Evidemment, la sempiternelle question de l'efficacité de la dépense publique refait surface chaque fois. Bernard Pouvreau, ancien patron d'une PME d'éclairage public à Argenton-sur-Creuse, non loin du Blanc, et fraîchement retraité, s'emballe : "Moi, l'augmentation de la CSG, c'est 800 euros en moins sur l'année. Comme s'il n'y avait pas des sources d'économie à aller gratter ailleurs plutôt que de taxer les retraités." Certains économistes lui donnent raison. "Si l'Etat était mieux géré, on pourrait avoir à la fois un maintien de la qualité du service public et une baisse de la pression fiscale", soutient Jean-Thomas Lesueur, directeur de l'institut Thomas-More. Après tout, l'écart de dépenses publiques entre la France et l'Allemagne (en tenant compte du différentiel de population) atteint 280 milliards d'euros par an, d'après les récents calculs de l'institut COE-Rexecode.

Le consentement à l'impôt s'effiloche

Reste que, année après année, le consentement à l'impôt, socle du contrat républicain, s'effiloche. Notamment dans les classes moyennes et populaires. Alexis Spire, sociologue et directeur de recherche au CNRS, a passé des heures à éplucher des milliers de questionnaires et a multiplié les entretiens pendant quatre ans dans les bureaux de l'Urssaf et les centres des impôts de province. Son constat est sans appel : le sentiment d'injustice fiscale est extrêmement fort et s'intensifie à mesure que l'on descend dans l'échelle sociale. "Ce sont les plus faibles revenus et les moins diplômés qui pensent que l'impôt est trop élevé et injuste. Ce qui peut paraître paradoxal si l'on s'en tient au fait que ces contribuables ne paient généralement pas d'impôt sur le revenu", détaille le sociologue.

Cette fracture sociale se double d'une fracture territoriale. A la question "La France est-elle un pays où on paie trop de charges et d'impôts ?", 39% seulement des sondés parisiens se déclarent "tout à fait d'accord", contre 58% des habitants des zones rurales et 62% des sondés des petites villes moyennes. "L'acceptation de l'impôt divise la société française", conclut Alexis Spire.

Un système fiscal de plus en plus inégalitaire

Evidemment, la multiplication des scandales financiers des dernières années et la dénonciation des schémas aventureux d'évasion fiscale de certains grands patrons ou géants du CAC 40 ont nourri la colère.
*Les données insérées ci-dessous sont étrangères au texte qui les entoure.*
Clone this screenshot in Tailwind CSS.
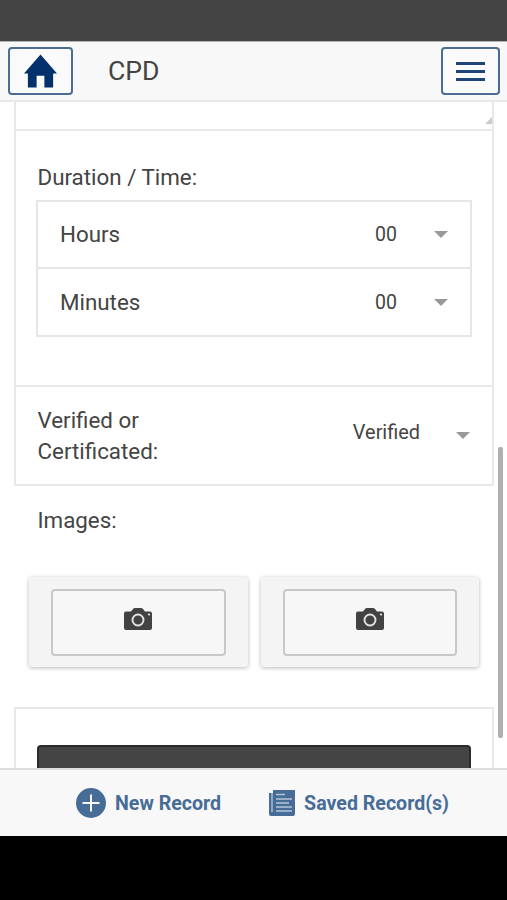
<!DOCTYPE html>
<html lang="en">
<head>
  <meta charset="UTF-8" />
  <meta name="viewport" content="width=device-width, initial-scale=1.0" />
  <title>CPD</title>
  <script src="https://cdn.jsdelivr.net/npm/@tailwindcss/browser@4"></script>
</head>
<body class="bg-black font-['Roboto',sans-serif] text-[#444] overflow-hidden">
  <div class="h-[900px] w-[507px] flex flex-col">
    <!-- Status bar -->
    <div class="h-[41px] shrink-0 bg-[#444]"></div>

    <!-- Header -->
    <header class="h-[61px] shrink-0 flex items-center bg-[#f8f8f8] border-t border-t-[#b5b5b5] border-b-2 border-b-[#e8e8e8] pl-2 pr-[7px]">
      <button class="w-[65px] h-[48px] flex items-center justify-center bg-[#fafafa] border-2 border-[#4c6c95] rounded-[4px]">
        <svg class="w-[33px] h-[34px]" viewBox="0 0 34 34" fill="#03316c"><path d="M17 0 34 19.500H30V34H21V22H13V34H4V19.500H0Z" /></svg>
      </button>
      <h1 class="ml-[35px] flex-1 text-[26.600px] leading-8">CPD</h1>
      <button class="w-[59px] h-[48px] flex flex-col items-center justify-center gap-[5px] bg-[#fafafa] border-2 border-[#4c6c95] rounded-[4px]">
        <span class="w-[29px] h-[3px] bg-[#1f4477]"></span>
        <span class="w-[29px] h-[3px] bg-[#1f4477]"></span>
        <span class="w-[29px] h-[3px] bg-[#1f4477]"></span>
      </button>
    </header>

    <!-- Form -->
    <main class="relative flex-1 min-h-0 overflow-hidden bg-white pl-[14px] pr-[13px]">
      <div class="h-[29px] flex items-end justify-end border-x-2 border-b-2 border-[#e8e8e8] pb-[5px]">
        <svg class="w-[7px] h-[7px]" viewBox="0 0 7 7"><path d="M0 7 7 0V7Z" fill="#ccc" /></svg>
      </div>

      <section class="h-[256px] border-x-2 border-b-2 border-[#e8e8e8] pt-[30px] px-5">
        <h2 class="pl-[1.500px] text-[22.350px] leading-8">Duration / Time:</h2>
        <div class="mt-[7px] border-2 border-[#e6e6e6] text-[22.350px]">
          <div class="h-[67px] flex items-center border-b-2 border-[#e6e6e6] pl-[22px] pr-[22px]">
            <span class="flex-1">Hours</span>
            <span class="text-[19.500px] mr-[37px] pt-px">00</span>
            <svg class="w-[14px] h-[7px]" viewBox="0 0 14 7"><path d="M0 0H14L7 7Z" fill="#999" /></svg>
          </div>
          <div class="h-[66px] flex items-center pl-[22px] pr-[22px]">
            <span class="flex-1 pt-px">Minutes</span>
            <span class="text-[19.500px] mr-[37px] pt-px">00</span>
            <svg class="w-[14px] h-[7px]" viewBox="0 0 14 7"><path d="M0 0H14L7 7Z" fill="#999" /></svg>
          </div>
        </div>
      </section>

      <section class="h-[99px] flex items-center border-x-2 border-b-2 border-[#e8e8e8] pl-[21.500px] pr-[22px]">
        <span class="flex-1 text-[22.350px] leading-[31px]">Verified or<br />Certificated:</span>
        <span class="text-[19.900px] mr-9 -mt-1.5">Verified</span>
        <svg class="w-[14px] h-[7px]" viewBox="0 0 14 7"><path d="M0 0H14L7 7Z" fill="#999" /></svg>
      </section>

      <h2 class="mt-[18px] ml-[23.500px] text-[22.350px] leading-8">Images:</h2>
      <div class="mt-[41px] ml-[15px] mr-[15px] flex gap-[13px]">
        <div class="flex-1 h-[90px] bg-[#f4f4f4] rounded-[3px] shadow-[0_1px_4px_rgba(0,0,0,0.28)] px-[22px] pt-3">
          <button class="w-full h-[67px] flex items-center justify-center bg-[#f7f7f7] border-2 border-[#c8c8c8] rounded-[4px] pb-2">
            <svg class="w-7 h-[22px]" viewBox="0 0 28 22"><path d="M2 3.500H7L9 1Q9.800 0 11 0H17Q18.200 0 19 1L21 3.500H26Q28 3.500 28 5.500V20Q28 22 26 22H2Q0 22 0 20V5.500Q0 3.500 2 3.500Z" fill="#424242" /><circle cx="14" cy="12" r="5.500" fill="none" stroke="#e4e4e4" stroke-width="1.900" /><circle cx="25" cy="6.500" r="1.100" fill="#ececec" /></svg>
          </button>
        </div>
        <div class="flex-1 h-[90px] bg-[#f4f4f4] rounded-[3px] shadow-[0_1px_4px_rgba(0,0,0,0.28)] px-[22px] pt-3">
          <button class="w-full h-[67px] flex items-center justify-center bg-[#f7f7f7] border-2 border-[#c8c8c8] rounded-[4px] pb-2">
            <svg class="w-7 h-[22px]" viewBox="0 0 28 22"><path d="M2 3.500H7L9 1Q9.800 0 11 0H17Q18.200 0 19 1L21 3.500H26Q28 3.500 28 5.500V20Q28 22 26 22H2Q0 22 0 20V5.500Q0 3.500 2 3.500Z" fill="#424242" /><circle cx="14" cy="12" r="5.500" fill="none" stroke="#e4e4e4" stroke-width="1.900" /><circle cx="25" cy="6.500" r="1.100" fill="#ececec" /></svg>
          </button>
        </div>
      </div>

      <section class="mt-[40px] h-[120px] border-2 border-[#e8e8e8] px-[21px] pt-9">
        <button class="block w-full h-[60px] bg-[#444] border-2 border-[#2b2b2b] rounded-[4px]"></button>
      </section>

      <!-- Scrollbar -->
      <div class="absolute top-[345px] right-1 w-[5px] h-[291px] bg-[#b0b0b0] rounded-[2px]"></div>
    </main>

    <!-- Footer -->
    <footer class="h-[68px] shrink-0 flex items-center bg-[#f8f8f8] border-t-2 border-[#dedede] pl-[76px] text-[19.600px] font-bold text-[#466c97]">
      <a class="flex items-center gap-[9px]">
        <svg class="w-[30px] h-[30px]" viewBox="0 0 30 30"><circle cx="15" cy="15" r="15" fill="#466c97" /><path d="M15 6.500V23.500M6.500 15H23.500" stroke="#f8f8f8" stroke-width="2" /></svg>
        <span class="pt-0.5">New Record</span>
      </a>
      <a class="ml-[48px] flex items-center gap-[9px]">
        <svg class="w-[26px] h-[26px]" viewBox="0 0 26 26"><path d="M4 0H26V24Q26 26 24 26H2Q0 26 0 24V3H4Z" fill="#466c97" /><path d="M3 3V22" stroke="#c3d0de" stroke-width="1.200" /><path d="M7 4.500H16M7 9H23M7 13H20M7 17H23M7 21H23" stroke="#b4c5d6" stroke-width="1.500" /></svg>
        <span class="pt-0.5">Saved Record(s)</span>
      </a>
    </footer>
    <!-- Navigation bar -->
    <div class="h-[64px] shrink-0 bg-black"></div>
  </div>
</body>
</html>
L'idée selon laquelle les "petits" paient leur dû tandis que les gros poissons y échappent fait un carton parmi les gilets jaunes. Mais les réformes fiscales successives ont aussi apporté leur écot. En réduisant au fil des années la part des prélèvements progressifs (comme l'impôt sur le revenu) au profit des impôts proportionnels (dont le taux est le même pour tous), comme la TVA ou la CSG, le système est devenu plus inégalitaire, alimentant le ras-le-bol fiscal.
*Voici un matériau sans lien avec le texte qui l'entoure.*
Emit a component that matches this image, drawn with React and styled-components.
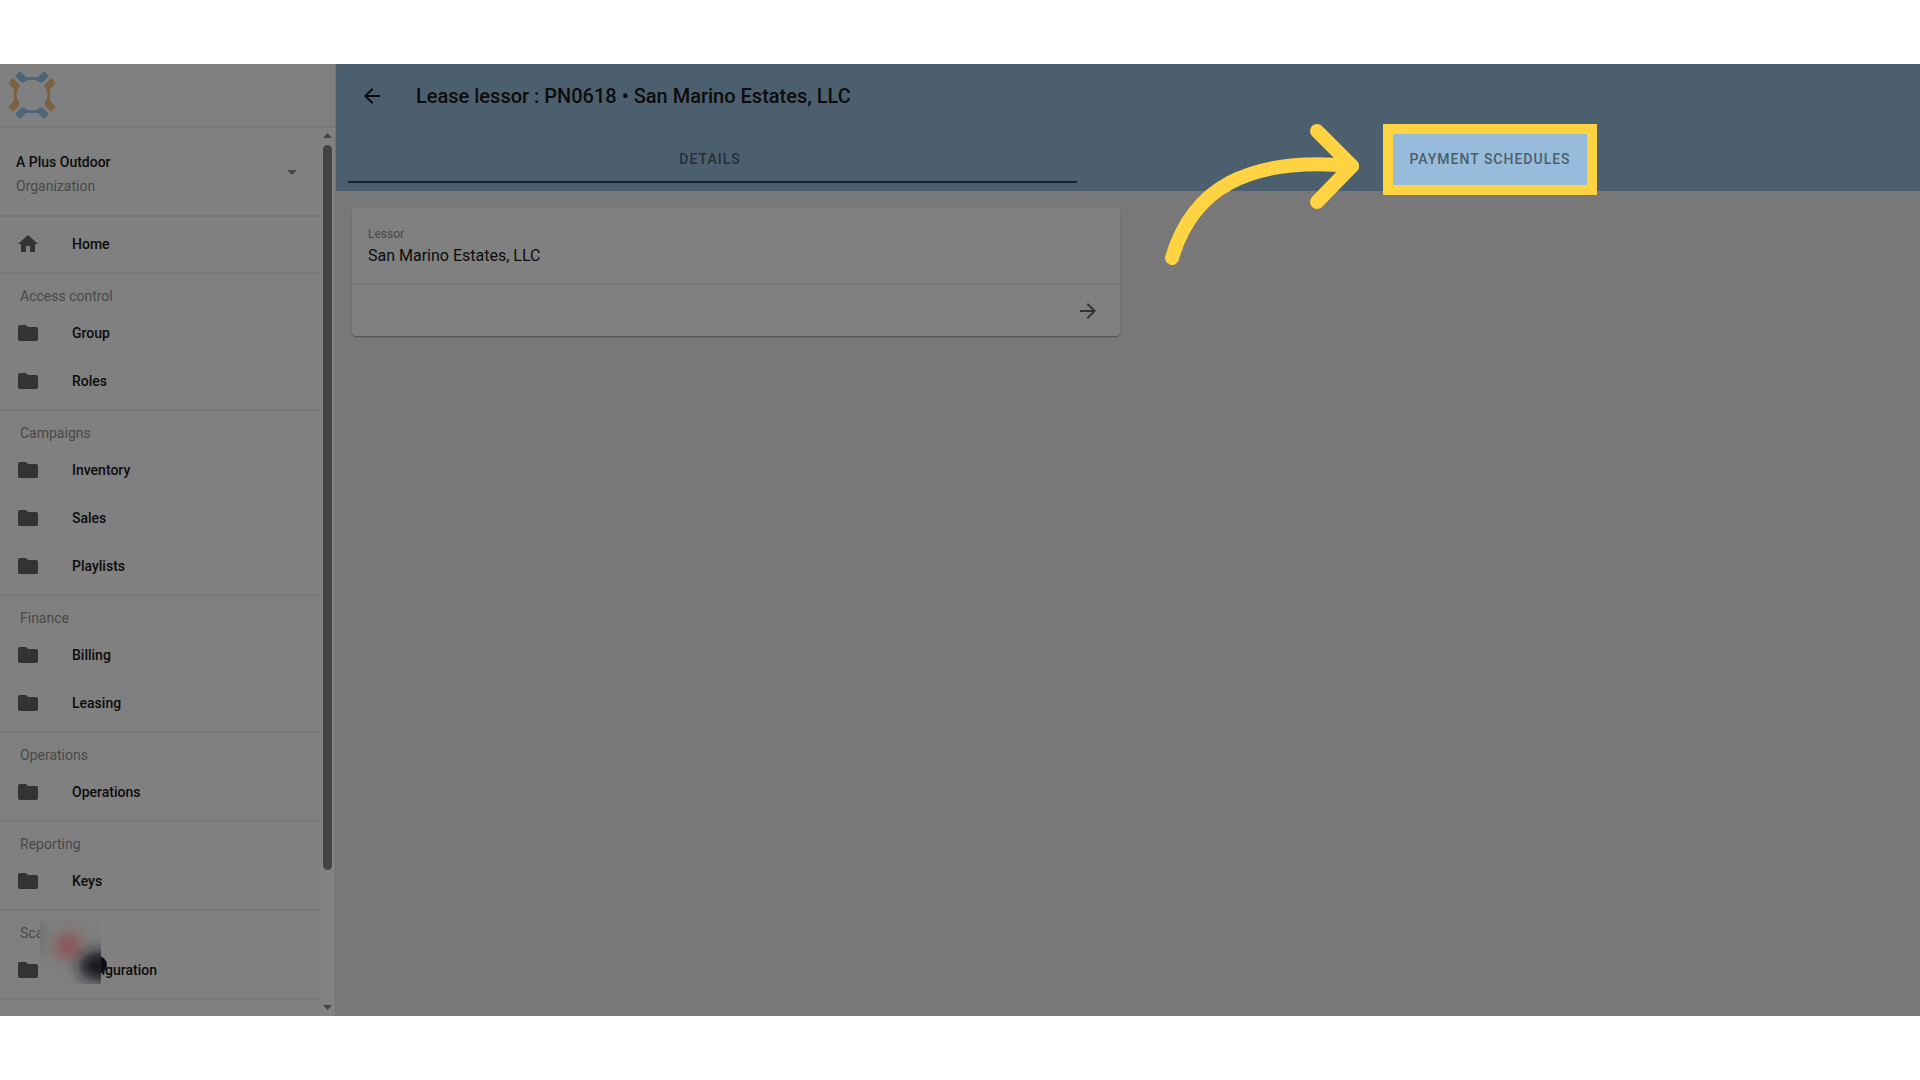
import React from "react";
import styled, { createGlobalStyle } from "styled-components";
import { MdArrowBack, MdArrowForward, MdArrowDropDown, MdFolder, MdHome } from "react-icons/md";

const GlobalStyle = createGlobalStyle`
  * {
    box-sizing: border-box;
  }
  body {
    margin: 0;
    background-color: #ffffff;
    font-family: Roboto, sans-serif;
    font-size: 14px;
    line-height: 20px;
    color: #0c0c0c;
  }
  button {
    font: inherit;
    color: inherit;
    background: none;
    border: 0;
    padding: 0;
    cursor: pointer;
  }
`;

const Page = styled.div`
  min-height: 100vh;
  padding: 64px 0;
`;
const Shell = styled.div`
  display: flex;
  position: relative;
  height: calc(100vh - 128px);
  min-height: 480px;
  overflow: hidden;
  background-color: #787878;
`;

const Sidebar = styled.aside`
  display: flex;
  flex-direction: column;
  flex: 0 0 336px;
  background-color: #808080;
  border-right: 1px solid #747474;
`;
const Brand = styled.div`
  height: 64px;
  flex-shrink: 0;
  padding: 7px 8px;
  border-bottom: 2px solid #787878;
`;
const SideBody = styled.div`
  display: flex;
  flex: 1;
  min-height: 0;
`;
const SideContent = styled.div`
  flex: 1;
  overflow: hidden;
`;
const OrgButton = styled.button`
  display: flex;
  align-items: center;
  justify-content: space-between;
  width: 100%;
  height: 89px;
  padding: 0 16px;
  text-align: left;
  border-bottom: 2px solid #787878;
`;
const OrgText = styled.span`
  padding-top: 4px;
`;
const OrgName = styled.span`
  display: block;
  line-height: 24px;
  font-weight: 500;
`;
const OrgKind = styled.span`
  display: block;
  line-height: 24px;
  color: #484848;
`;
const Group = styled.section`
  padding: 0 0 4px;
  border-bottom: 2px solid #787878;
`;
const GroupTitle = styled.h2`
  margin: 0;
  padding: 12px 20px 3px;
  font-size: 14px;
  font-weight: 400;
  color: #484848;
`;
const HomeGroup = styled(Group)`
  padding: 3px 0 4px;
`;
const NavItem = styled.a`
  display: flex;
  align-items: center;
  gap: 32px;
  height: 48px;
  padding: 0 16px;
  font-weight: 500;
  color: #0c0c0c;
  text-decoration: none;
  svg {
    color: #333333;
  }
`;
const ScrollBar = styled.div`
  display: flex;
  flex-direction: column;
  align-items: center;
  flex: 0 0 15px;
  padding: 5px 0 6px;
  background-color: #828282;
`;
const ScrollTrack = styled.div`
  flex: 1;
  width: 9px;
  margin: 7px 0;
`;
const ScrollThumb = styled.div`
  height: 85%;
  border-radius: 5px;
  background-color: #444444;
`;

const Main = styled.main`
  flex: 1;
  min-width: 0;
`;
const TopBar = styled.header`
  height: 127px;
  background-color: #4c5f6e;
`;
const TitleRow = styled.div`
  display: flex;
  align-items: center;
  gap: 32px;
  height: 63px;
  padding: 0 24px;
`;
const IconButton = styled.button`
  display: flex;
`;
const Title = styled.h1`
  margin: 0;
  font-size: 20px;
  line-height: 32px;
  font-weight: 500;
`;
const Tabs = styled.div`
  display: grid;
  grid-template-columns: 1fr 1fr;
  gap: 32px;
  height: 64px;
  padding-right: 56px;
`;
const Tab = styled.button`
  position: relative;
  font-weight: 500;
  letter-spacing: 1px;
  text-transform: uppercase;
  color: #262f37;
  &::after {
    content: "";
    position: absolute;
    left: 12px;
    right: 7px;
    bottom: 8px;
    height: 2px;
    background-color: #1c2226;
  }
`;
const MarkedTab = styled.button`
  align-self: center;
  justify-self: center;
  z-index: 1;
  height: 71px;
  margin: -4px 0;
  padding: 0 16px;
  border: 10px solid #ffd342;
  background-color: #97bcdb;
  font-weight: 500;
  letter-spacing: 1px;
  text-transform: uppercase;
  color: #4b5e6d;
`;
const Content = styled.div`
  display: grid;
  grid-template-columns: 1fr 1fr;
  gap: 16px;
  padding: 17px 16px;
`;
const Card = styled.article`
  border-radius: 4px;
  background-color: #808080;
  box-shadow: 0 2px 1px -1px rgba(0, 0, 0, 0.2), 0 1px 2px rgba(0, 0, 0, 0.2);
`;
const Field = styled.dl`
  height: 77px;
  margin: 0;
  padding: 16px;
  border-bottom: 2px solid #787878;
`;
const FieldLabel = styled.dt`
  font-size: 12px;
  color: #484848;
`;
const FieldValue = styled.dd`
  margin: 0;
  font-size: 16px;
  line-height: 24px;
`;
const CardActions = styled.div`
  display: flex;
  align-items: center;
  justify-content: flex-end;
  height: 51px;
  padding: 0 20px;
  color: #333333;
`;

const Pointer = styled.svg`
  position: absolute;
  top: 56px;
  right: 556px;
  width: 204px;
  height: 150px;
`;
const Avatar = styled.svg`
  position: absolute;
  left: 38px;
  bottom: 30px;
  width: 72px;
  height: 68px;
`;

const groups = [
  { title: "Access control", items: ["Group", "Roles"] },
  { title: "Campaigns", items: ["Inventory", "Sales", "Playlists"] },
  { title: "Finance", items: ["Billing", "Leasing"] },
  { title: "Operations", items: ["Operations"] },
  { title: "Reporting", items: ["Keys"] },
  { title: "Scala", items: ["Configuration"] }
];

const Logo = () => (
  <svg width="48" height="48" viewBox="0 0 48 48" aria-label="Logo">
    {[0, 180].map(angle => (
      <g key={angle} transform={`rotate(${angle} 24 24)`}>
        <path
          fill="#4d6579"
          d="M8 4 L11 1 Q12 0 13 1 L18 6 H30 L35 1 Q36 0 37 1 L40 4 Q41 5 40 6 L35 11 Q34 12 32 11 A15 15 0 0 0 16 11 Q14 12 13 11 L8 6 Q7 5 8 4 Z"
        />
        <path
          fill="#7c6042"
          d="M4 8 L1 11 Q0 12 1 13 L6 18 V30 L1 35 Q0 36 1 37 L4 40 Q5 41 6 40 L11 35 Q12 34 11 32 A15 15 0 0 1 11 16 Q12 14 11 13 L6 8 Q5 7 4 8 Z"
        />
      </g>
    ))}
  </svg>
);

export default () => {
  return (
    <Page>
      <GlobalStyle />
      <Shell>
        <Sidebar>
          <Brand>
            <Logo />
          </Brand>
          <SideBody>
            <SideContent>
              <OrgButton>
                <OrgText>
                  <OrgName>A Plus Outdoor</OrgName>
                  <OrgKind>Organization</OrgKind>
                </OrgText>
                <MdArrowDropDown size={24} color="#484848" />
              </OrgButton>
              <HomeGroup>
                <NavItem href="#home">
                  <MdHome size={24} />
                  Home
                </NavItem>
              </HomeGroup>
              {groups.map(({ title, items }) => (
                <Group key={title}>
                  <GroupTitle>{title}</GroupTitle>
                  {items.map(item => (
                    <NavItem key={item} href={`#${item.toLowerCase()}`}>
                      <MdFolder size={24} />
                      {item}
                    </NavItem>
                  ))}
                </Group>
              ))}
            </SideContent>
            <ScrollBar>
              <svg width="9" height="5" viewBox="0 0 9 5">
                <path d="M0 5 L4.500 0 L9 5 Z" fill="#444444" />
              </svg>
              <ScrollTrack>
                <ScrollThumb />
              </ScrollTrack>
              <svg width="9" height="5" viewBox="0 0 9 5">
                <path d="M0 0 L4.500 5 L9 0 Z" fill="#444444" />
              </svg>
            </ScrollBar>
          </SideBody>
        </Sidebar>
        <Main>
          <TopBar>
            <TitleRow>
              <IconButton aria-label="Back">
                <MdArrowBack size={24} />
              </IconButton>
              <Title>Lease lessor : PN0618 • San Marino Estates, LLC</Title>
            </TitleRow>
            <Tabs>
              <Tab>Details</Tab>
              <MarkedTab>Payment schedules</MarkedTab>
            </Tabs>
          </TopBar>
          <Content>
            <Card>
              <Field>
                <FieldLabel>Lessor</FieldLabel>
                <FieldValue>San Marino Estates, LLC</FieldValue>
              </Field>
              <CardActions>
                <IconButton aria-label="Open lessor">
                  <MdArrowForward size={24} />
                </IconButton>
              </CardActions>
            </Card>
          </Content>
        </Main>
        <Pointer viewBox="0 0 204 150" fill="none" stroke="#ffd342" strokeWidth="14" strokeLinecap="round" strokeLinejoin="round">
          <path d="M12 138 C32 70 86 36 192 46" />
          <path d="M157 11 L192 46 L157 82" />
        </Pointer>
        <Avatar viewBox="0 0 72 68">
          <defs>
            <filter id="soft" x="-80%" y="-80%" width="260%" height="260%">
              <feGaussianBlur stdDeviation="7" />
            </filter>
            <clipPath id="patch">
              <rect x="2" y="3" width="61" height="63" />
            </clipPath>
          </defs>
          <path d="M14 6 Q30 -2 46 6" fill="none" stroke="#7a7a7a" strokeWidth="2" />
          <circle cx="60" cy="47" r="9" fill="#0b0e18" />
          <g clipPath="url(#patch)">
            <rect x="2" y="3" width="61" height="63" fill="#7f7f7f" />
            <rect x="-8" y="0" width="12" height="34" fill="#686868" filter="url(#soft)" />
            <circle cx="30" cy="28" r="13" fill="#8a5258" filter="url(#soft)" />
            <ellipse cx="61" cy="48" rx="20" ry="15" fill="#14171f" filter="url(#soft)" />
          </g>
        </Avatar>
      </Shell>
    </Page>
  );
};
Devant la fronde qui ne faiblit guère, Emmanuel Macron a promis des réponses. Les promesses et mea culpa jupitériens, les "servantes écarlates" du Blanc ne les entendent même plus. Le 1er décembre, elles repartiront de leur maternité désormais fermée pour "marcher" sur Paris avec leur cahier de doléances. Un long périple d'une quinzaine de jours ponctué d'étapes dans des villages où l'Etat s'est volatilisé. Avec le vague espoir d'exister encore.